» WHAT YOU NEED TO DO: Pictures stay out. Extract the lines below from the first one through the line with "rounded-[3px] border-2 border-[#c4c4c4]", both included.

» DATA RECORDS:
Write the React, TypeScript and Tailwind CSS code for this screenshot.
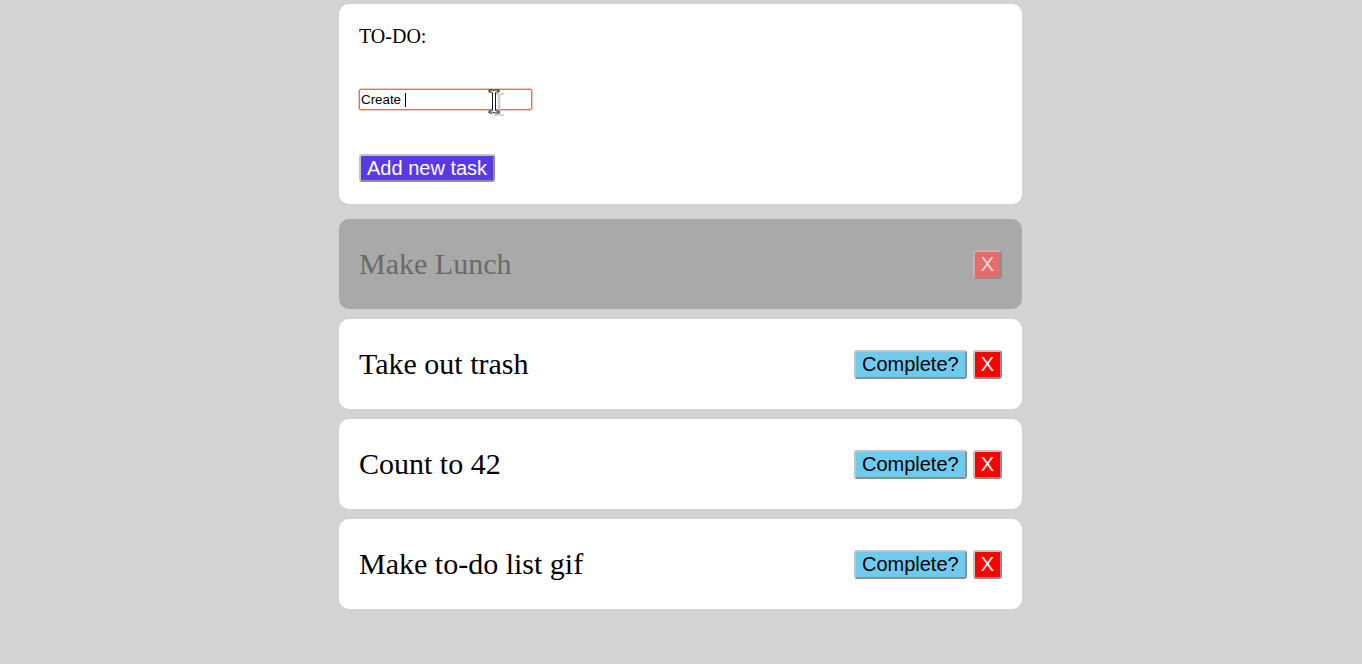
import React from "react";

interface Task {
  id: number;
  text: string;
  done: boolean;
}

const TASKS: Task[] = [
  { id: 1, text: "Make Lunch", done: true },
  { id: 2, text: "Take out trash", done: false },
  { id: 3, text: "Count to 42", done: false },
  { id: 4, text: "Make to-do list gif", done: false },
];

const serif = "font-['Liberation_Serif',serif]";
const sans = "font-['Liberation_Sans',Arial,sans-serif]";
const btn = `${sans} rounded-[3px] border-2 border-[#c4c4c4] border-r-[#8e8e8e] border-b-[#8e8e8e] px-1.5 text-[20px]`;

// mouse cursor caught in the screenshot
function IBeam() {
  const d =
    "M1 1h3.5a2 2 0 0 1 1.5 1a2 2 0 0 1 1.5-1H11v2H8.5a1 1 0 0 0-1 1v17a1 1 0 0 0 1 1H11v2H7.5a2 2 0 0 1-1.5-1a2 2 0 0 1-1.5 1H1v-2h2.5a1 1 0 0 0 1-1V4a1 1 0 0 0-1-1H1z";
  return (
    <svg width="22" height="30" viewBox="0 0 22 30" className="pointer-events-none absolute left-[129px] top-[0px]">
      <path d={d} fill="#c8c8c8" transform="translate(5,3)" opacity="0.85" />
      <path d={d} fill="#fff" stroke="#000" strokeWidth="0.9" />
    </svg>
  );
}

export default function App() {
  return (
    <div className="min-h-[664px] bg-[#d3d3d3] pt-1">
      <div className="mx-auto w-[684px]">
        <div className="flex w-[683px] flex-col">
          <div className="flex h-[200px] flex-col items-start rounded-[10px] bg-white px-5">
            <div className={`${serif} mt-[21px] text-[20px] leading-[23px] text-black`}>TO-DO:</div>
            <div className="relative mt-[41px]">
              <div
                className={`${sans} flex h-[21px] w-[173px] items-center rounded-[2px] border border-[#e0724f] px-px text-[13.33px] text-black shadow-[0_0_0_1px_#f6c6b6]`}
              >
                Create&nbsp;<span className="h-[14px] w-px bg-black" />
              </div>
              <IBeam />
            </div>
            <button className={`${btn} mt-[44px] bg-[#5a38e6] leading-[24px] text-white`}>Add new task</button>
          </div>

          <div className="mt-[15px] flex flex-col gap-[10px]">
            {TASKS.map((t) => (
              <div
                key={t.id}
                className={`flex h-[90px] items-center justify-between rounded-[10px] px-5 ${t.done ? "bg-[#a9a9a9]" : "bg-white"}`}
              >
                <span className={`${serif} text-[30px] leading-[34px] ${t.done ? "text-[#6a6a6a]" : "text-black"}`}>
                  {t.text}
                </span>
                <div className="flex items-center gap-[6px]">
                  {!t.done && (
                    <button className={`${btn} bg-[#70caee] py-px leading-[23px] text-black`}>Complete?</button>
                  )}
                  <button
                    className={`${btn} py-px leading-[23px] ${
                      t.done ? "border-[#c9b0b0] bg-[#e66c6c] text-[#f6dede]" : "bg-[#ff0000] text-white"
                    }`}
                  >
                    X
                  </button>
                </div>
              </div>
            ))}
          </div>
        </div>
      </div>
    </div>
  );
}
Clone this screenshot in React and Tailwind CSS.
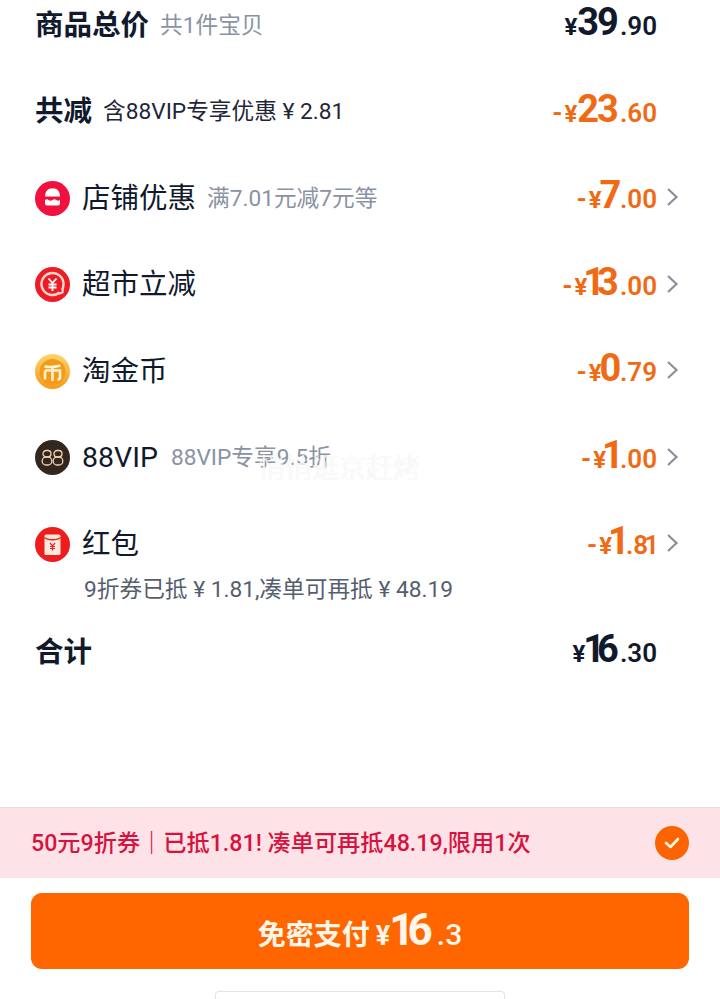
const CJK = '[font-family:Roboto,"Noto_Sans_CJK_SC",sans-serif]';

function BigDigits({ value, restClass }) {
  return value.split("").map((ch, i) => (
    <span key={i} className={ch === "1" ? "tracking-[-8px]" : restClass}>{ch}</span>
  ));
}

function CentDigits({ value }) {
  return value.split("").map((ch, i) => (
    <span key={i} className={value[i + 1] === "1" ? "tracking-[-4px]" : ch === "1" ? "tracking-[-2px]" : ""}>{ch}</span>
  ));
}

function Price({ prefix = "", big, cents, color, chevron }) {
  const startsWithOne = big[0] === "1";
  const single = big.length === 1;
  let offset = "";
  if (big === "16") offset = "-ml-[2px]";
  else if (startsWithOne) offset = "-ml-[4px]";
  else if (single) offset = "-ml-[2px]";
  return (
    <div className={`flex items-center ${color}`}>
      <div className="flex items-baseline font-bold mb-[1px]">
        {prefix && <span className="text-[26px] mr-[2px]">{prefix}</span>}
        <span className="text-[24px]">¥</span>
        <span className={`text-[38px] leading-none ${offset}`}>
          <BigDigits value={big} restClass={single ? "tracking-[-4.500px]" : "tracking-[-2px]"} />
        </span>
        <span className={`text-[26px] font-semibold ${single && startsWithOne ? "ml-[4px]" : "ml-[3px]"}`}>
          .<CentDigits value={cents} />
        </span>
      </div>
      <div className="w-[32px] flex pl-[9px]">
        {chevron && (
          <svg width="13" height="20" viewBox="0 0 13 20" fill="none" className="-mt-[2px]">
            <path d="M2 2l8.500 8L2 18" stroke="#8b8f99" strokeWidth="2.200" />
          </svg>
        )}
      </div>
    </div>
  );
}

function StoreIcon() {
  return (
    <svg width="35" height="35" viewBox="0 0 35 35">
      <circle cx="17.500" cy="17.500" r="17.500" fill="#f0113f" />
      <path d="M10 15.500c0-5 3-8 5.500-8h4c2.500 0 5.500 3 5.500 8z" fill="#fff" />
      <path d="M10 19c1.500-1 2.200-1 3.700 0s2.300 1 3.800 0 2.300-1 3.800 0 2.200 1 3.700 0v3.500a2 2 0 0 1-2 2h-11a2 2 0 0 1-2-2z" fill="#fff" />
    </svg>
  );
}

function MarketIcon() {
  return (
    <svg width="35" height="35" viewBox="0 0 35 35">
      <circle cx="17.500" cy="17.500" r="17.500" fill="#ee1c25" />
      <path d="M24.500 25.500A11 11 0 1 1 28.500 17.500c0 2-.5 3.700-1.500 5.300" fill="none" stroke="#fbd9d0" strokeWidth="2.400" />
      <path d="M23 27l4.500-1.500.5-5" fill="none" stroke="#fbd9d0" strokeWidth="2" />
      <path d="M13.500 11.500l4 4.500 4-4.500M17.500 16V24M13.500 17.500h8M13.500 20.500h8" fill="none" stroke="#fff" strokeWidth="1.800" />
    </svg>
  );
}

function CoinIcon() {
  return (
    <svg width="35" height="35" viewBox="0 0 35 35">
      <defs>
        <linearGradient id="coin" x1="0" y1="0" x2="0" y2="1">
          <stop offset="0" stopColor="#ffd36b" />
          <stop offset="1" stopColor="#f59a1c" />
        </linearGradient>
      </defs>
      <circle cx="17.500" cy="17.500" r="17.500" fill="url(#coin)" />
      <circle cx="17.500" cy="18" r="13" fill="#f49a1b" />
      <path d="M9.500 12.500c3 .5 11 .5 16-1M10 16.500h15v7.500c0 1-1 1.500-2.500 1M10 16.500V25.500M17.500 12.500V27" fill="none" stroke="#fff3cf" strokeWidth="2.600" />
    </svg>
  );
}

function VipIcon() {
  return (
    <div className="w-[35px] h-[35px] rounded-full bg-[#33261f] flex items-center justify-center">
      <svg width="23" height="18" viewBox="0 0 23 18" fill="none" stroke="#f0d3b0" strokeWidth="1.300">
        <rect x="2" y="1.500" width="8" height="6.500" rx="3.200" />
        <rect x="1.200" y="8" width="9.600" height="8" rx="3.800" />
        <rect x="13" y="1.500" width="8" height="6.500" rx="3.200" />
        <rect x="12.200" y="8" width="9.600" height="8" rx="3.800" />
      </svg>
    </div>
  );
}

function PacketIcon() {
  return (
    <svg width="35" height="35" viewBox="0 0 35 35">
      <circle cx="17.500" cy="17.500" r="17.500" fill="#ee1c1c" />
      <rect x="9.500" y="7.500" width="16" height="20.500" rx="1.500" fill="#fde9d9" />
      <path d="M9.500 10.500c3 3 13 3 16 0" fill="none" stroke="#ee1c1c" strokeWidth="1.300" />
      <path d="M15 16l2.500 2.800L20 16M17.500 18.800V23.500M15 19.500h5M15 21.500h5" fill="none" stroke="#e3202a" strokeWidth="1.200" />
    </svg>
  );
}

function Row({ icon, title, bold, sub, subClass = "text-[#8a93a3] ml-[11px]", price }) {
  return (
    <div className="flex items-center justify-between h-[40px]">
      <div className="flex items-center">
        {icon && <div className="w-[47px] shrink-0">{icon}</div>}
        <span className={`mt-[2px] text-[28.500px] text-[#11192d] ${bold ? "font-bold" : ""}`}>{title}</span>
        {sub && <span className={`mt-[2px] text-[22.700px] ${subClass}`}>{sub}</span>}
      </div>
      <Price {...price} />
    </div>
  );
}

const ORANGE = "text-[#f06a14]";
const DARK = "text-[#11192d]";

export default function App() {
  return (
    <div className={`relative w-[720px] h-[999px] overflow-hidden bg-white flex flex-col ${CJK}`}>
      <div className="flex flex-col gap-[46.500px] pt-[5px] pl-[35px] pr-[31px]">
        <Row title="商品总价" bold sub="共1件宝贝" price={{ big: "39", cents: "90", color: DARK }} />
        <Row title="共减" bold sub="含88VIP专享优惠 ¥ 2.81" subClass="text-[#1f2638] ml-[11px]" price={{ prefix: "-", big: "23", cents: "60", color: ORANGE }} />
        <Row icon={<StoreIcon />} title="店铺优惠" sub="满7.01元减7元等" price={{ prefix: "-", big: "7", cents: "00", color: ORANGE, chevron: true }} />
        <Row icon={<MarketIcon />} title="超市立减" price={{ prefix: "-", big: "13", cents: "00", color: ORANGE, chevron: true }} />
        <Row icon={<CoinIcon />} title="淘金币" price={{ prefix: "-", big: "0", cents: "79", color: ORANGE, chevron: true }} />
        <Row icon={<VipIcon />} title="88VIP" sub="88VIP专享9.5折" subClass="text-[#8a93a3] ml-[13px]" price={{ prefix: "-", big: "1", cents: "00", color: ORANGE, chevron: true }} />
        <div>
          <Row icon={<PacketIcon />} title="红包" price={{ prefix: "-", big: "1", cents: "81", color: ORANGE, chevron: true }} />
          <div className="pl-[49px] mt-[9px] text-[22.700px] leading-[33px] text-[#565e6e]">9折券已抵 ¥ 1.81,凑单可再抵 ¥ 48.19</div>
        </div>
      </div>
      <div className="mt-[26px] pl-[35px] pr-[31px]">
        <Row title="合计" bold price={{ big: "16", cents: "30", color: DARK }} />
      </div>

      <div className="mt-auto h-[71px] shrink-0 bg-[#fde3e8] border-t border-[#e5dcdd] pl-[31px] pr-[31px] flex items-center justify-between">
        <span className="text-[23.200px] font-medium text-[#d8123f]">50元9折券<span className="font-bold">｜</span>已抵1.81! 凑单可再抵48.19,限用1次</span>
        <div className="w-[34px] h-[34px] rounded-full bg-[#fb6400] flex items-center justify-center">
          <svg width="18" height="14" viewBox="0 0 18 14" fill="none">
            <path d="M3 7l4.500 4L15 3" stroke="#fff6e6" strokeWidth="2.600" strokeLinecap="round" strokeLinejoin="round" />
          </svg>
        </div>
      </div>
      <div className="shrink-0 px-[31px] pt-[15px]">
        <div className="h-[76px] rounded-[11px] bg-[#ff6600] flex items-baseline justify-center pt-[15px] text-[#fff6ea] font-bold">
          <span className="text-[28px]">免密支付</span>
          <span className="text-[27px] ml-[6px]">¥</span>
          <span className="text-[44px] leading-none -ml-[1px]"><span className="tracking-[-7px]">1</span><span className="tracking-[-2px]">6</span></span>
          <span className="text-[30px] ml-[6px] font-medium">.3</span>
        </div>
      </div>
      <div className="shrink-0 h-[30px] flex justify-center pt-[22px]">
        <div className="w-[290px] h-[8px] rounded-t-[4px] border border-b-0 border-[#e4e4e4] bg-white" />
      </div>

      <div className="absolute left-[258px] top-[449px] text-[27px] text-white/80 [text-shadow:0_0_1px_rgba(0,0,0,0.1)]">悄悄逛京赶烤</div>
    </div>
  );
}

» ANSWER TO THE TASK:
Write the React, TypeScript and Tailwind CSS code for this screenshot.
import React from "react";

interface Task {
  id: number;
  text: string;
  done: boolean;
}

const TASKS: Task[] = [
  { id: 1, text: "Make Lunch", done: true },
  { id: 2, text: "Take out trash", done: false },
  { id: 3, text: "Count to 42", done: false },
  { id: 4, text: "Make to-do list gif", done: false },
];

const serif = "font-['Liberation_Serif',serif]";
const sans = "font-['Liberation_Sans',Arial,sans-serif]";
const btn = `${sans} rounded-[3px] border-2 border-[#c4c4c4] border-r-[#8e8e8e] border-b-[#8e8e8e] px-1.5 text-[20px]`;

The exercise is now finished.